* EXERCISE TASK: Show every line below where "this" can be found.

******************************

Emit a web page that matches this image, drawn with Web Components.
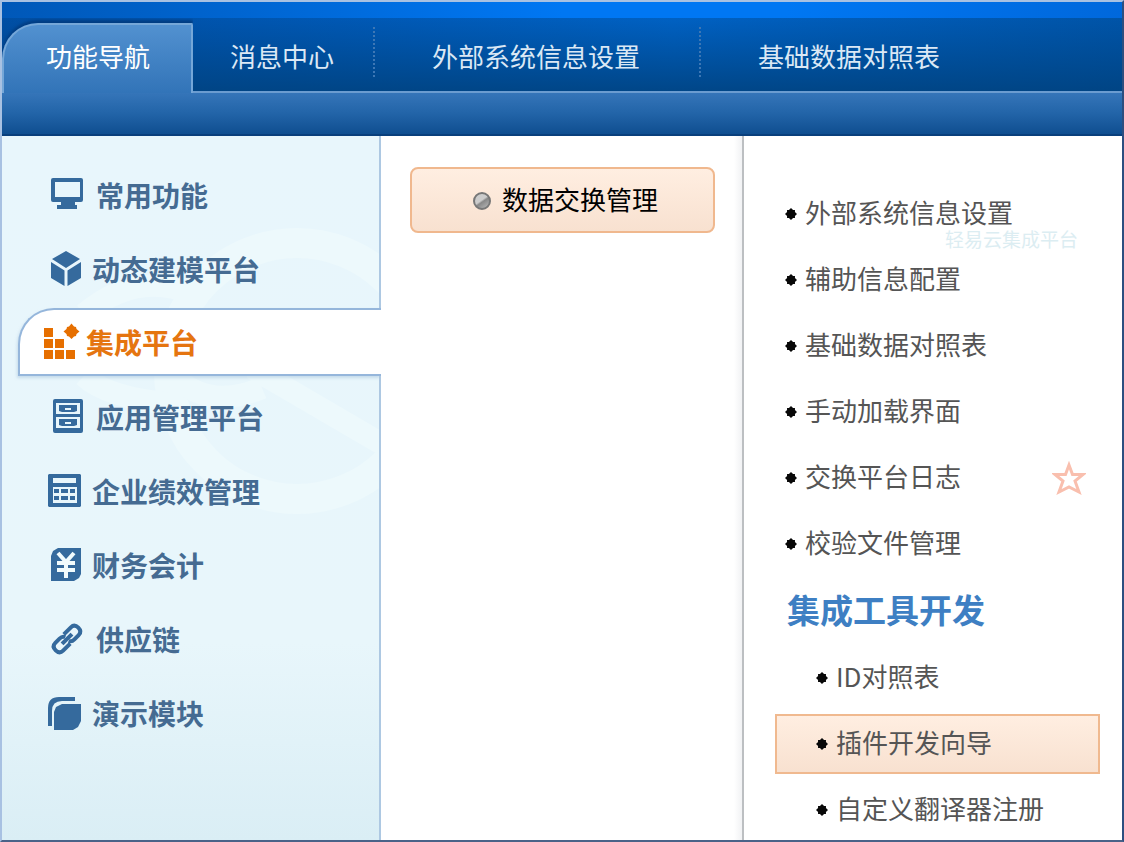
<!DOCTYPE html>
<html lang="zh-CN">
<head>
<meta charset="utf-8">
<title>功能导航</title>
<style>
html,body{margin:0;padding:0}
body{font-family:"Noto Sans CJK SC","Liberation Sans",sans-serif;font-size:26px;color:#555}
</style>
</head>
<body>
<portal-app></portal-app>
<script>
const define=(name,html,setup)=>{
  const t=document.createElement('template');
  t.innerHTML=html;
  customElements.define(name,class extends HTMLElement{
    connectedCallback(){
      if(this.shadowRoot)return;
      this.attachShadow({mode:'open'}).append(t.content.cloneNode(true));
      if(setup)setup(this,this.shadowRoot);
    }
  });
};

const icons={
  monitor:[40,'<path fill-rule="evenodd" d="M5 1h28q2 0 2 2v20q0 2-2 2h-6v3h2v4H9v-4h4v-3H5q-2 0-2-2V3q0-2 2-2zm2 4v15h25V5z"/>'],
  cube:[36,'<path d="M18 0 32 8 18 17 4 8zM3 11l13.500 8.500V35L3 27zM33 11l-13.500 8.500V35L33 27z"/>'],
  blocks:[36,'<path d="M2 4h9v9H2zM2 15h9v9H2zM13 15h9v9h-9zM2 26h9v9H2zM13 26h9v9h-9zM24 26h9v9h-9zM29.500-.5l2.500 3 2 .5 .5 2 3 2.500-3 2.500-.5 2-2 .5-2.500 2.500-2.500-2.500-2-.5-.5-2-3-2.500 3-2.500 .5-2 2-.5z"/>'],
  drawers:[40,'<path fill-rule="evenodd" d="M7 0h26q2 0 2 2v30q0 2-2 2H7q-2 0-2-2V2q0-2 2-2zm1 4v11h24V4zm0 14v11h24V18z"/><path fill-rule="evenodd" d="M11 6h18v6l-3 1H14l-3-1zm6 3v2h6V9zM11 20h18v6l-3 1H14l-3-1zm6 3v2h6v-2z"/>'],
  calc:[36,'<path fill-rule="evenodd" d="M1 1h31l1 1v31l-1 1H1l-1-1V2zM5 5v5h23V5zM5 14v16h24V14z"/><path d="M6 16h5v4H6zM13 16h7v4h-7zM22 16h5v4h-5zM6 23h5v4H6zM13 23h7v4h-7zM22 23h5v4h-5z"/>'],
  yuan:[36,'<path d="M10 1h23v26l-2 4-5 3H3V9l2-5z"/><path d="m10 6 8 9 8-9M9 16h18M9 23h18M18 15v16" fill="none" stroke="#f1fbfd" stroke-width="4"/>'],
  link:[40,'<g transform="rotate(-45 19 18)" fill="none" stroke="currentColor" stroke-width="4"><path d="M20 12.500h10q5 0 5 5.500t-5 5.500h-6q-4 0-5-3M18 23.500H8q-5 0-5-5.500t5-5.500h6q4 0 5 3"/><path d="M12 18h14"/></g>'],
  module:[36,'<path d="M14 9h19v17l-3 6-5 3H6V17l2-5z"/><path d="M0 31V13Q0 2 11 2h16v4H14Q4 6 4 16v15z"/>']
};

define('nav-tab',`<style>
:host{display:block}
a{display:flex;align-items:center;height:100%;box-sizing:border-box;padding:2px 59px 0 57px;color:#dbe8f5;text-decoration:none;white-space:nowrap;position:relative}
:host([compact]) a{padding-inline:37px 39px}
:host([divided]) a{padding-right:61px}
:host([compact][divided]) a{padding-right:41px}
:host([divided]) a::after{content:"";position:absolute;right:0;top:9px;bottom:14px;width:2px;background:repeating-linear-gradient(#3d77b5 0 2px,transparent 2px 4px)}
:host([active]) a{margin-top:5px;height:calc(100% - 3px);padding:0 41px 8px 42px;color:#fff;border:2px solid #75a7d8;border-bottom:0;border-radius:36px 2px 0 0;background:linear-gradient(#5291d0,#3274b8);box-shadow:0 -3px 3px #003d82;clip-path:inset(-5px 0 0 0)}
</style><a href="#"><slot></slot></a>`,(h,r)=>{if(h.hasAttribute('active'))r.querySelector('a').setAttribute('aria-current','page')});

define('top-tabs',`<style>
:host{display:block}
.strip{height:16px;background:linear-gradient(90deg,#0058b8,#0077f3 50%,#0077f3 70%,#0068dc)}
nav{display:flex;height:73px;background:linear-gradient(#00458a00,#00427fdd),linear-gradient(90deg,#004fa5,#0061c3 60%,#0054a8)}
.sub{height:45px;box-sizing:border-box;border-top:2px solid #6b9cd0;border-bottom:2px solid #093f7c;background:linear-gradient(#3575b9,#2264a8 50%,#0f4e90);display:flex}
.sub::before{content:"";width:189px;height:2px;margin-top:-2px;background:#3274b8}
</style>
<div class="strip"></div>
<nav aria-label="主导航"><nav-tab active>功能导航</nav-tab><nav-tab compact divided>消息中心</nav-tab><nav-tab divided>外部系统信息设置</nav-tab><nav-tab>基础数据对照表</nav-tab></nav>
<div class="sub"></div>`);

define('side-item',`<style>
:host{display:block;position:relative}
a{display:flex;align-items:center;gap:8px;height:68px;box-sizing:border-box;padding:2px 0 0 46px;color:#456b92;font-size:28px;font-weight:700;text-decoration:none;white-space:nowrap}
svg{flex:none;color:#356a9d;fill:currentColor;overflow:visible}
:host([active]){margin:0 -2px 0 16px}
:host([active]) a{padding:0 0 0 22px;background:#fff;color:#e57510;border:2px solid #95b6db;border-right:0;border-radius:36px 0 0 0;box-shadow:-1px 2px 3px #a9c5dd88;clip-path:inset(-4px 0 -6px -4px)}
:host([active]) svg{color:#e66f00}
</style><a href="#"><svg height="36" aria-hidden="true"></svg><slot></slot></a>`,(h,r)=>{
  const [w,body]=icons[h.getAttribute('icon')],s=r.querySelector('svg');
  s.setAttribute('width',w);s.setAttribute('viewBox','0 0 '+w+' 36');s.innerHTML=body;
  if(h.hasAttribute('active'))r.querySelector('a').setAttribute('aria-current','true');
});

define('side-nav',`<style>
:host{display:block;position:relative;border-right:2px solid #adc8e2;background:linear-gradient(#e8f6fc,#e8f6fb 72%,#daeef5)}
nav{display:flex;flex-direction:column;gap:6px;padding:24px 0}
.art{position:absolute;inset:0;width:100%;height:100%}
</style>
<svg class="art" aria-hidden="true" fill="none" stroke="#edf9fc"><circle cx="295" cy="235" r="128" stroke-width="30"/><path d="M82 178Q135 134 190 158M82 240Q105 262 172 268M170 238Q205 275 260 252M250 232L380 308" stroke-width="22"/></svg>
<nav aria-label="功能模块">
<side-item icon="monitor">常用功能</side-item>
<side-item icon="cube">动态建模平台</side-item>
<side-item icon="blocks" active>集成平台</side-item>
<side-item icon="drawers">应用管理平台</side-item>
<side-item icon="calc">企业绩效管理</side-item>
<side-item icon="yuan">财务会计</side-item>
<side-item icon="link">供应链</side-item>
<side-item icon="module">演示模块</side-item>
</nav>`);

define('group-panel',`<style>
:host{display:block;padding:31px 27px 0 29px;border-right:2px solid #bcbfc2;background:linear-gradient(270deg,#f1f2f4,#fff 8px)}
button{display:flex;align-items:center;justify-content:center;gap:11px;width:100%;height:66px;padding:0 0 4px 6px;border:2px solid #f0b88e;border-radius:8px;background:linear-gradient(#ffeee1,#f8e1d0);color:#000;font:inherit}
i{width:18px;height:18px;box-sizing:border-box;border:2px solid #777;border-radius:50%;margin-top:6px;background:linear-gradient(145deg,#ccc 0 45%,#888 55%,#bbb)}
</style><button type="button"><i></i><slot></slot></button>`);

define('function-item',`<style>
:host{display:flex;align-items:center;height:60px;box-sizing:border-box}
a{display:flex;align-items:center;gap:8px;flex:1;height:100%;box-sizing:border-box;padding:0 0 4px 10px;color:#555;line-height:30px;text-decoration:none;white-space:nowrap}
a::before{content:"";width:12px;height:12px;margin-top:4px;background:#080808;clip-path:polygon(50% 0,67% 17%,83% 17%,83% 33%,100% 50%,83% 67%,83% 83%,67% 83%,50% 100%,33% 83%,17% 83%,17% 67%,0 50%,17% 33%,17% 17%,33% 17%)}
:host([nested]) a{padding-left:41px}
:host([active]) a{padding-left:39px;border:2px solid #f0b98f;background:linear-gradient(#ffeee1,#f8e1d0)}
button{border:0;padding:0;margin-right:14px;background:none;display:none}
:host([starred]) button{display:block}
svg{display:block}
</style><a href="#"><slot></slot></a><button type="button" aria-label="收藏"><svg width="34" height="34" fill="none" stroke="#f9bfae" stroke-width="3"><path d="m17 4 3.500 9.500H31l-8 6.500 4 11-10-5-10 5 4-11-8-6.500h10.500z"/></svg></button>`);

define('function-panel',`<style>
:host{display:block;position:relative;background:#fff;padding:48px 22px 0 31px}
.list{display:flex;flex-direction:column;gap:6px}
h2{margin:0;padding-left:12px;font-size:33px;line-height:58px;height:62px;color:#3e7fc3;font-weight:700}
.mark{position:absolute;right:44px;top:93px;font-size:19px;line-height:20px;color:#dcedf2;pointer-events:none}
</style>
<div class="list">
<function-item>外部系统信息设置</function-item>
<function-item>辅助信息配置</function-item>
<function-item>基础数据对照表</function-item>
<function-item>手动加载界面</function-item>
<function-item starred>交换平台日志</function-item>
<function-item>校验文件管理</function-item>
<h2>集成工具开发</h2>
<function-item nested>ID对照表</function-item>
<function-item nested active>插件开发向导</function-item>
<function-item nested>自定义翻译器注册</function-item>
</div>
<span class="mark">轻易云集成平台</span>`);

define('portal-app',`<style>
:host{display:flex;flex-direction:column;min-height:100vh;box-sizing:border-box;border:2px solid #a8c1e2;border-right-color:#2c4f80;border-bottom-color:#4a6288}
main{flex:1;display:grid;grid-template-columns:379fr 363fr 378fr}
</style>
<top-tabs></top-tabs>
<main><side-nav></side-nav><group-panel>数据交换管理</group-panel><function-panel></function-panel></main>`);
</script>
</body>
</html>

******************************

* IN RESPONSE:
Emit a web page that matches this image, drawn with Web Components.
      if(this.shadowRoot)return;
      this.attachShadow({mode:'open'}).append(t.content.cloneNode(true));
      if(setup)setup(this,this.shadowRoot);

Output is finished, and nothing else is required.